Once she was safely on her way, the firefighters turned to thank the priest and were startled to find him gone. The workers assumed he went back to his church to conduct Sunday services, but when they looked at photos of the scene, the priest didn’t appear in any of them.
“I have 69 photographs that were taken from minutes after that accident happened — bystanders, the extrication, our final cleanup — and he’s not in them,” Reed said.
He’s convinced it was a miracle. “I would say whether it was an angel that was sent to us in the form of a priest or a priest that became our angel, I don’t know. Either way, I’m good with it.”
Katie Lentz was critically injured in the crash and has undergone several surgeries to repair broken bones.
“Both of her legs are very damaged,” said her friend Amanda Wiseman. “Her wrist is broken, several broken ribs, so she’s had a lot of broken bones to deal with.”

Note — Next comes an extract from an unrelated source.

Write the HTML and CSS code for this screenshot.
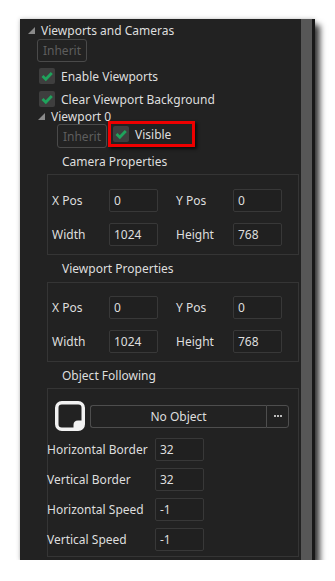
FILE: index.html
```html
<!DOCTYPE html>
<html>
<head>
<meta charset="utf-8">
<link rel="stylesheet" href="styles.css">
</head>
<body>
<div class="panel">
  <div class="content">
    <div class="tree hdr">
      <svg class="tri" viewBox="0 0 7 7"><polygon points="7,0 7,7 0,7" fill="#8a8a8a"/></svg>
      <span>Viewports and Cameras</span>
    </div>
    <div class="btn inherit1">Inherit</div>
    <div class="chk-row row1">
      <span class="chk"><svg viewBox="0 0 16 16"><path d="M3.5 8 L6.8 11.3 L12.8 5" fill="none" stroke="#1fa35c" stroke-width="2.8"/></svg></span>
      <span>Enable Viewports</span>
    </div>
    <div class="chk-row row2">
      <span class="chk"><svg viewBox="0 0 16 16"><path d="M3.5 8 L6.8 11.3 L12.8 5" fill="none" stroke="#1fa35c" stroke-width="2.8"/></svg></span>
      <span>Clear Viewport Background</span>
    </div>
    <div class="tree vp0">
      <svg class="tri" viewBox="0 0 7 7"><polygon points="7,0 7,7 0,7" fill="#8a8a8a"/></svg>
      <span>Viewport 0</span>
    </div>
    <div class="inh-row">
      <div class="btn inherit2">Inherit</div>
      <div class="redbox">
        <span class="chk"><svg viewBox="0 0 16 16"><path d="M3.5 8 L6.8 11.3 L12.8 5" fill="none" stroke="#1fa35c" stroke-width="2.8"/></svg></span>
        <span>Visible</span>
      </div>
    </div>

    <div class="sec-title t-cam">Camera Properties</div>
    <div class="group g-cam">
      <div class="frow">
        <span class="lbl">X Pos</span><span class="inp">0</span>
        <span class="lbl second">Y Pos</span><span class="inp">0</span>
      </div>
      <div class="frow">
        <span class="lbl">Width</span><span class="inp">1024</span>
        <span class="lbl second">Height</span><span class="inp">768</span>
      </div>
    </div>

    <div class="sec-title t-vp">Viewport Properties</div>
    <div class="group g-vp">
      <div class="frow">
        <span class="lbl">X Pos</span><span class="inp">0</span>
        <span class="lbl second">Y Pos</span><span class="inp">0</span>
      </div>
      <div class="frow">
        <span class="lbl">Width</span><span class="inp">1024</span>
        <span class="lbl second">Height</span><span class="inp">768</span>
      </div>
    </div>

    <div class="sec-title t-obj">Object Following</div>
    <div class="group g-obj">
      <div class="obj-row">
        <svg class="sprite" width="30" height="30" viewBox="0 0 30 30">
          <rect x="1.75" y="1.75" width="26.5" height="26.5" rx="5" fill="none" stroke="#f2f2f2" stroke-width="3.5"/>
          <path d="M18.5 29 V24 Q18.5 19.5 23 19.5 H29 V24 Q29 29 24 29 Z" fill="#f2f2f2"/>
        </svg>
        <div class="objbtn">No Object</div>
        <div class="dots"><i></i><i></i><i></i></div>
      </div>
      <div class="orow"><span class="olbl">Horizontal Border</span><span class="inp">32</span></div>
      <div class="orow"><span class="olbl">Vertical Border</span><span class="inp">32</span></div>
      <div class="orow"><span class="olbl">Horizontal Speed</span><span class="inp">-1</span></div>
      <div class="orow"><span class="olbl">Vertical Speed</span><span class="inp">-1</span></div>
    </div>
  </div>
  <div class="scroll"></div>
  <div class="edge"></div>
</div>
</body>
</html>
```
FILE: styles.css
```css
html, body {
  margin: 0;
  padding: 0;
  background: #ffffff;
}
body {
  font-family: "Noto Sans", "Open Sans", sans-serif;
  font-size: 12px;
  color: #dedede;
}
.panel {
  margin: 19px 0 0 20px;
  width: 295px;
  height: 541px;
  display: flex;
  background: #222222;
  box-shadow: 5px 6px 6px rgba(0,0,0,0.75), 0 0 4px rgba(0,0,0,0.25);
}
.content {
  width: 281px;
  flex: none;
}
.scroll {
  width: 11px;
  flex: none;
  background: #575757;
}
.edge {
  width: 3px;
  flex: none;
  background: #181818;
}
.tree {
  display: flex;
  align-items: center;
  white-space: nowrap;
}
.tri {
  width: 7px;
  height: 7px;
  margin-right: 6px;
  flex: none;
}
.hdr {
  margin-top: 2px;
  height: 18px;
  padding-left: 8px;
}
.vp0 {
  height: 10px;
  padding-left: 18px;
}
.btn {
  box-sizing: border-box;
  width: 50px;
  border: 1px solid #4a4a4a;
  border-radius: 3px;
  color: #5e5e5e;
  display: flex;
  align-items: center;
  justify-content: center;
}
.inherit1 {
  margin-left: 17px;
  height: 23px;
}
.chk-row {
  display: flex;
  align-items: center;
  padding-left: 19px;
}
.row1 { margin-top: 3px; height: 22px; }
.row2 { height: 24px; }
.chk {
  width: 16px;
  height: 16px;
  border-radius: 2px;
  background: #3e3e3e;
  margin-right: 6px;
  flex: none;
  display: block;
}
.chk svg { width: 16px; height: 16px; display: block; }
.inh-row {
  display: flex;
  align-items: flex-start;
  height: 27px;
  padding-left: 37px;
}
.inherit2 {
  margin-top: 3px;
  height: 24px;
}
.redbox {
  box-sizing: border-box;
  margin-left: 1px;
  width: 87px;
  height: 26px;
  border: 3px solid #ee0000;
  padding: 0 0 0 2px;
  display: flex;
  align-items: center;
  box-shadow: 2px 2px 3px rgba(0,0,0,0.7);
}
.redbox .chk { margin-right: 6px; }
.sec-title {
  padding-left: 42px;
  display: flex;
  align-items: center;
}
.t-cam { height: 26px; }
.t-vp { height: 27px; }
.t-obj { height: 26px; }
.group {
  box-sizing: border-box;
  margin-left: 27px;
  width: 252px;
  border: 1px solid #353535;
}
.g-cam { height: 81px; padding: 14px 0 0 4px; }
.g-vp { height: 80px; padding: 13px 0 0 4px; }
.frow {
  display: flex;
  align-items: center;
  height: 23px;
}
.frow + .frow { margin-top: 11px; }
.lbl {
  width: 57px;
  flex: none;
}
.lbl.second { margin-left: 18px; }
.inp {
  box-sizing: border-box;
  width: 49px;
  height: 23px;
  border: 1px solid #383838;
  border-radius: 2px;
  background: #202020;
  padding-left: 4px;
  display: flex;
  align-items: center;
  flex: none;
}
.g-obj {
  height: 169px;
  padding: 12px 0 0 0;
}
.obj-row {
  display: flex;
  align-items: center;
  height: 30px;
  padding-left: 7px;
}
.sprite { flex: none; display: block; }
.objbtn {
  box-sizing: border-box;
  margin-left: 5px;
  width: 176px;
  height: 23px;
  border: 1px solid #4e4e4e;
  border-right: none;
  border-radius: 3px 0 0 3px;
  display: flex;
  align-items: center;
  justify-content: center;
}
.dots {
  box-sizing: border-box;
  width: 23px;
  height: 23px;
  border: 1px solid #4e4e4e;
  border-radius: 0 3px 3px 0;
  display: flex;
  align-items: center;
  justify-content: center;
  gap: 1px;
}
.dots i {
  width: 2px;
  height: 2px;
  background: #bdbdbd;
  display: block;
}
.orow {
  display: flex;
  align-items: center;
  height: 23px;
  margin-top: 7px;
  margin-left: -1px;
}
.obj-row + .orow { margin-top: 7px; }
.olbl {
  width: 108px;
  flex: none;
  white-space: nowrap;
}
```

Lentz’s mother, Carla Churchill Lentz, said she was told by emergency workers that her daughter never should have survived such a serious wreck. Of the priest, she says: “I do believe he certainly could have been an angel dressed in priest’s attire because the Bible tells us there are angels among us.”
The moral of this story is obvious – miracles really do happen.
“But do we see them?” asks Deacon Keith Fournier on his blog. “Do we have the eyes of living faith which can recognize the hand of the Lord at work in our own lives and the lives of others? Do we ask for them? Do we pray ‘out loud’ as Katie asked? If we do begin to see them, how are we responding to these great acts of Love? Are we living our life differently as a result? Are we introducing others to the One who is the source of all miracles?”
These are great questions to ask ourselves after reading such an amazing story as this. Let’s not waste time doubting! The story of Katie Lentz proves that even dramatic miracles are occurring in our day and time.
Believe! And may others see our faith and turn to the God in whom we have placed all of our hope.